Betty Irwin wants her vote recorded.
Right now, every time the city councillor votes on an issue, it’s not written down.
None of the councillors’ votes are.
All that’s recorded is the final result.
So a budget could pass four to three, or it could pass unanimously, and the public would never know the difference.
All the public knows is the budget passed.
This irks Irwin.
MLAs and MPs can win or lose elections based on their voting records, she said.
“And if I run again, I would like people to be able to call up my voting record.”
Irwin consistently voted against the Black Street local improvement charge, but unless someone were sitting in the council chambers when the councillors voted, there would be no way of knowing who was for and who was against the fees.
“You can ask to have your vote recorded in the minutes,” said Irwin.
But it’s optional.
“And you’d have to go digging through all the minutes to find it,” she said.
Irwin tried to troubleshoot the problem, suggesting the camera filming council meetings pan out during votes, so those watching at home can see how council votes.
She was told it was too much of a hassle.
“But I know they sometimes give us the view of the whole council,” she said.
Irwin also tried to raise the vote-recording issue with council, “but didn’t get much traction,” she said.
She’s considering working up “the courage to bring it up again, at the risk of it being slammed down.”
Mayor Bev Buckway doesn’t think keeping a vote record is all that important.
“It’s never really entered into the mix,” she said.
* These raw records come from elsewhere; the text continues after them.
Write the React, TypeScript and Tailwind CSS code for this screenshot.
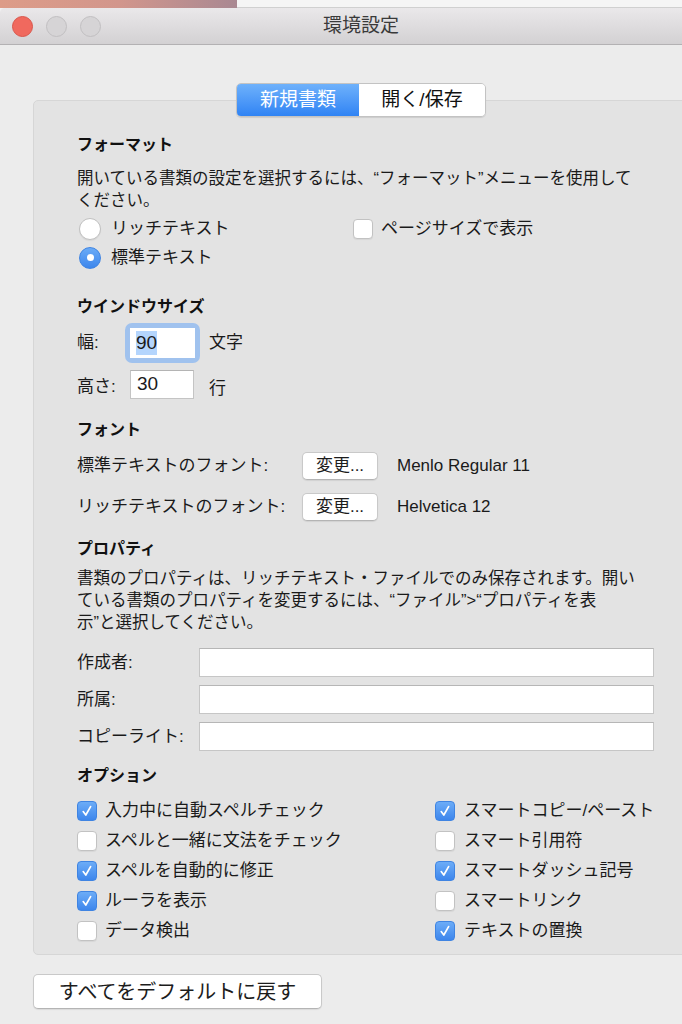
import React from "react";

const FONT = "font-['Liberation_Sans','Noto_Sans_CJK_JP',sans-serif]";

function CheckBox({ on }: { on: boolean }) {
  if (on) {
    return (
      <span className="w-[20px] h-[20px] rounded-[4px] bg-linear-to-b from-[#6cacf7] to-[#3d86ec] border border-[#3f84e2] flex items-center justify-center shrink-0">
        <svg width="14" height="14" viewBox="0 0 14 14" fill="none">
          <path d="M3.2 7.6 L5.8 11 L10.6 2.6" stroke="white" strokeWidth="1.7" strokeLinecap="round" strokeLinejoin="round" />
        </svg>
      </span>
    );
  }
  return <span className="w-[20px] h-[20px] rounded-[4px] bg-white border border-[#c2c2c2] shadow-[0_1px_1px_rgba(0,0,0,0.06)] shrink-0" />;
}

function Radio({ on }: { on: boolean }) {
  if (on) {
    return (
      <span className="w-[22px] h-[22px] rounded-full bg-linear-to-b from-[#6aabf7] to-[#3c86ec] border border-[#3f84e2] flex items-center justify-center shrink-0">
        <span className="w-[7px] h-[7px] rounded-full bg-white" />
      </span>
    );
  }
  return <span className="w-[22px] h-[22px] rounded-full bg-white border border-[#c0c0c0] shadow-[0_1px_1px_rgba(0,0,0,0.06)] shrink-0" />;
}

function MacButton({ children, className }: { children: React.ReactNode; className?: string }) {
  return (
    <div className={`bg-white border border-[#c9c9c9] border-b-[#b4b4b4] rounded-[5px] shadow-[0_1px_1px_rgba(0,0,0,0.08)] flex items-center justify-center text-[#1c1c1c] whitespace-nowrap ${className ?? ""}`}>
      {children}
    </div>
  );
}

function Heading({ children }: { children: React.ReactNode }) {
  return <div className="h-[22px] leading-[22px] text-[16px] font-bold text-[#111]">{children}</div>;
}

const leftOptions: [string, boolean][] = [
  ["入力中に自動スペルチェック", true],
  ["スペルと一緒に文法をチェック", false],
  ["スペルを自動的に修正", true],
  ["ルーラを表示", true],
  ["データ検出", false],
];

const rightOptions: [string, boolean][] = [
  ["スマートコピー/ペースト", true],
  ["スマート引用符", false],
  ["スマートダッシュ記号", true],
  ["スマートリンク", false],
  ["テキストの置換", true],
];

export default function App() {
  return (
    <div className={`w-[682px] h-[1024px] overflow-hidden bg-[#f2f2f2] ${FONT}`}>
      {/* desktop behind the window */}
      <div className="h-[8px] flex">
        <div className="w-[237px] bg-linear-to-r from-[#dd9c88] via-[#d2968c] to-[#a98892]" />
        <div className="flex-1 bg-[#f5f5f5] border-b border-[#d0d0d0]" />
      </div>

      <div className="w-[722px] bg-[#ececec] rounded-t-[5px] overflow-hidden">
        {/* title bar */}
        <div className="h-[37px] relative flex items-center bg-linear-to-b from-[#eae8ea] to-[#d3d1d3] border-b border-[#b3b1b3]">
          <div className="flex items-center gap-[13px] pl-[12px]">
            <span className="w-[21px] h-[21px] rounded-full bg-[#f0695e] border border-[#d9564b]" />
            <span className="w-[21px] h-[21px] rounded-full bg-[#d6d4d6] border border-[#c1bfc1]" />
            <span className="w-[21px] h-[21px] rounded-full bg-[#d6d4d6] border border-[#c1bfc1]" />
          </div>
          <div className="absolute inset-0 flex items-center justify-center text-[19px] text-[#3a3a3a]">環境設定</div>
        </div>

        {/* body */}
        <div className="pt-[38px] px-[33px] pb-[20px]">
          <div className="relative z-10 mx-auto w-[250px] h-[34px] flex rounded-[5px] border border-[#c3c3c3] shadow-[0_1px_1px_rgba(0,0,0,0.1)] overflow-hidden text-[19px]">
            <div className="w-[122px] bg-linear-to-b from-[#6eb1fb] to-[#2f83f4] text-white flex items-center justify-center">新規書類</div>
            <div className="flex-1 bg-white text-[#111] flex items-center justify-center">開く/保存</div>
          </div>

          <div className="-mt-[17px] bg-[#e3e3e3] border border-[#d6d6d6] rounded-[5px] pt-[33px] pb-[8px] pl-[43px] pr-[34px] text-[#1a1a1a]">
            <Heading>フォーマット</Heading>
            <div className="mt-[11px] text-[16.5px] leading-[22px] whitespace-nowrap">
              <div>開いている書類の設定を選択するには、“フォーマット”メニューを使用して</div>
              <div>ください。</div>
            </div>
            <div className="mt-[3px] grid grid-cols-[276px_1fr] text-[17px] whitespace-nowrap">
              <div className="h-[29px] flex items-center gap-[10px] pl-[2px]">
                <Radio on={false} />
                <span>リッチテキスト</span>
              </div>
              <div className="h-[29px] flex items-center gap-[8px]">
                <CheckBox on={false} />
                <span>ページサイズで表示</span>
              </div>
              <div className="h-[29px] flex items-center gap-[10px] pl-[2px]">
                <Radio on={true} />
                <span>標準テキスト</span>
              </div>
            </div>

            <div className="mt-[24px]">
              <Heading>ウインドウサイズ</Heading>
            </div>
            <div className="mt-[4px] h-[41px] flex items-center text-[17px]">
              <span className="w-[48px]">幅:</span>
              <div className="p-[5px] rounded-[7px] bg-[#a0c2ee]">
                <div className="w-[65px] h-[30px] bg-white flex items-center pl-[6px]">
                  <span className="bg-[#b4d5fd] leading-[24px] text-[19px]">90</span>
                </div>
              </div>
              <span className="ml-[9px]">文字</span>
            </div>
            <div className="mt-[7px] h-[29px] flex items-center text-[17px]">
              <span className="w-[53px] pt-[4px]">高さ:</span>
              <div className="w-[64px] h-[29px] bg-white border border-[#c4c4c4] border-t-[#b4b4b4] flex items-center pl-[6px] text-[19px]">30</div>
              <span className="ml-[15px] pt-[8px]">行</span>
            </div>

            <div className="mt-[20px]">
              <Heading>フォント</Heading>
            </div>
            <div className="mt-[11px] h-[28px] flex items-center text-[17px] whitespace-nowrap">
              <span className="w-[225px]">標準テキストのフォント:</span>
              <MacButton className="w-[76px] h-[28px]">変更...</MacButton>
              <span className="ml-[19px]">Menlo Regular 11</span>
            </div>
            <div className="mt-[13px] h-[28px] flex items-center text-[17px] whitespace-nowrap">
              <span className="w-[225px]">リッチテキストのフォント:</span>
              <MacButton className="w-[76px] h-[28px]">変更...</MacButton>
              <span className="ml-[19px]">Helvetica 12</span>
            </div>

            <div className="mt-[17px]">
              <Heading>プロパティ</Heading>
            </div>
            <div className="mt-[7px] text-[16.5px] leading-[22px] whitespace-nowrap">
              <div>書類のプロパティは、リッチテキスト・ファイルでのみ保存されます。開い</div>
              <div>ている書類のプロパティを変更するには、“ファイル”&gt;“プロパティを表</div>
              <div>示”と選択してください。</div>
            </div>
            <div className="mt-[15px] flex flex-col gap-[8px] text-[17px]">
              {["作成者:", "所属:", "コピーライト:"].map((label) => (
                <div key={label} className="flex items-center">
                  <span className="w-[122px] whitespace-nowrap">{label}</span>
                  <div className="flex-1 h-[29px] bg-white border border-[#c6c6c6] border-t-[#b6b6b6]" />
                </div>
              ))}
            </div>

            <div className="mt-[14px]">
              <Heading>オプション</Heading>
            </div>
            <div className="mt-[9px] grid grid-cols-[358px_1fr] text-[17px] whitespace-nowrap">
              {leftOptions.map(([label, on], i) => (
                <React.Fragment key={label}>
                  <div className="h-[30px] flex items-center gap-[8px]">
                    <CheckBox on={on} />
                    <span>{label}</span>
                  </div>
                  <div className="h-[30px] flex items-center gap-[9px]">
                    <CheckBox on={rightOptions[i][1]} />
                    <span>{rightOptions[i][0]}</span>
                  </div>
                </React.Fragment>
              ))}
            </div>
          </div>

          <MacButton className="mt-[19px] w-[289px] h-[35px] text-[20px]">すべてをデフォルトに戻す</MacButton>
        </div>
      </div>
    </div>
  );
}
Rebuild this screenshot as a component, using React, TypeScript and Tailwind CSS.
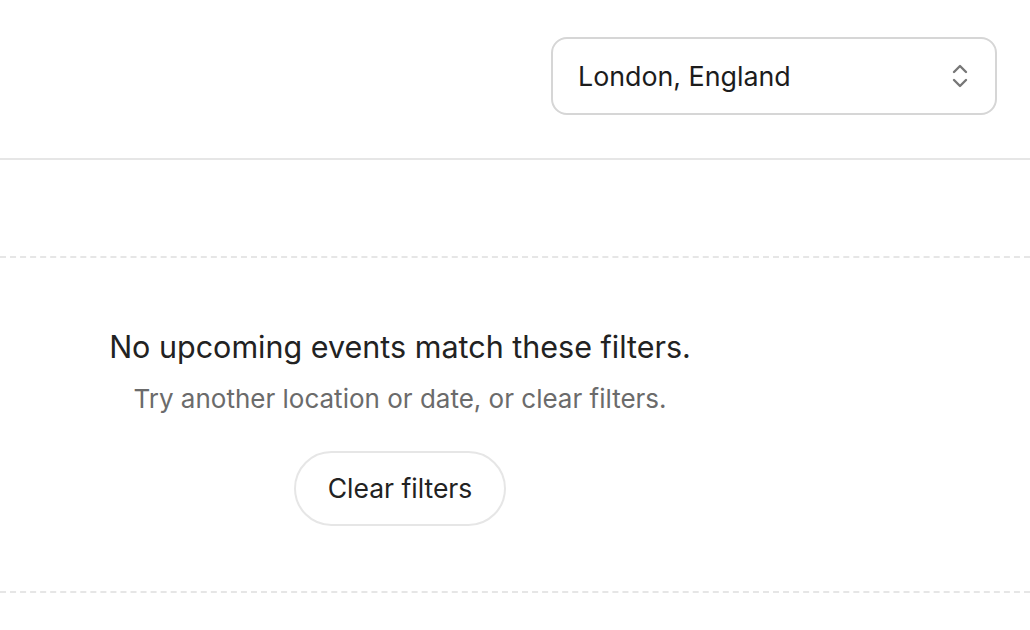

“Council makes decisions as a whole.”
She just doesn’t see the point of keeping a record of how councillors vote on any given motion.
“I don’t think it would make a difference,” said Buckway.
“At this point I don’t see what purpose it would serve.”
But Coun. Ranj Pillai agrees with Irwin.
“We should make sure we identify people’s positions on votes,” he said.
That way, electors can see if it fits with the vision each councillor laid out when they ran, he said.
When Pillai arrived on council, he was surprised votes weren’t recorded.
“It’d be really simple, because we have someone taking minutes there anyway,” he said.
City administrative services director Robert Fendrick is not sure it would make a difference.
“The average citizen is not going to go through the minutes to see how people voted,” he said.
Now and then, if councillors feel strongly about an issue, they will ask to have their vote recorded, said Fendrick.
But this still doesn’t mean all the other councillors’ votes are recorded.
It would be easy to amend the bylaw, so votes are recorded, said Fendrick.
Council would just have to vote on it.
It all comes down to transparency, said Irwin.
“Our main mission is to serve the public,” she said.
“And voting on an issue is a very serious thing.”
With seven people serving on city council, there are bound to be divisions, said Irwin.
“And people should know not all of council agrees, all the time.”
The last budget is a case in point.
Management was worried it wouldn’t pass, said Irwin.
It did – but only by one vote.
“But in the eyes of the public, they just think everyone on council agreed,” she said.
The public would have no way of knowing the vote was contentious, unless they were at the council meeting.
Irwin suspects the next budget will be even more contentious.
“And people should know this,” she said.
Irwin blames voter apathy on the lack of information coming from government.
“Sometimes we forget our mission is to make things clearer for the public,” she said.
“I think everything should be questioned and changed if it makes the process clearer.
“Democracy is such a delicate process and if you don’t keep watch, abuses can creep in.”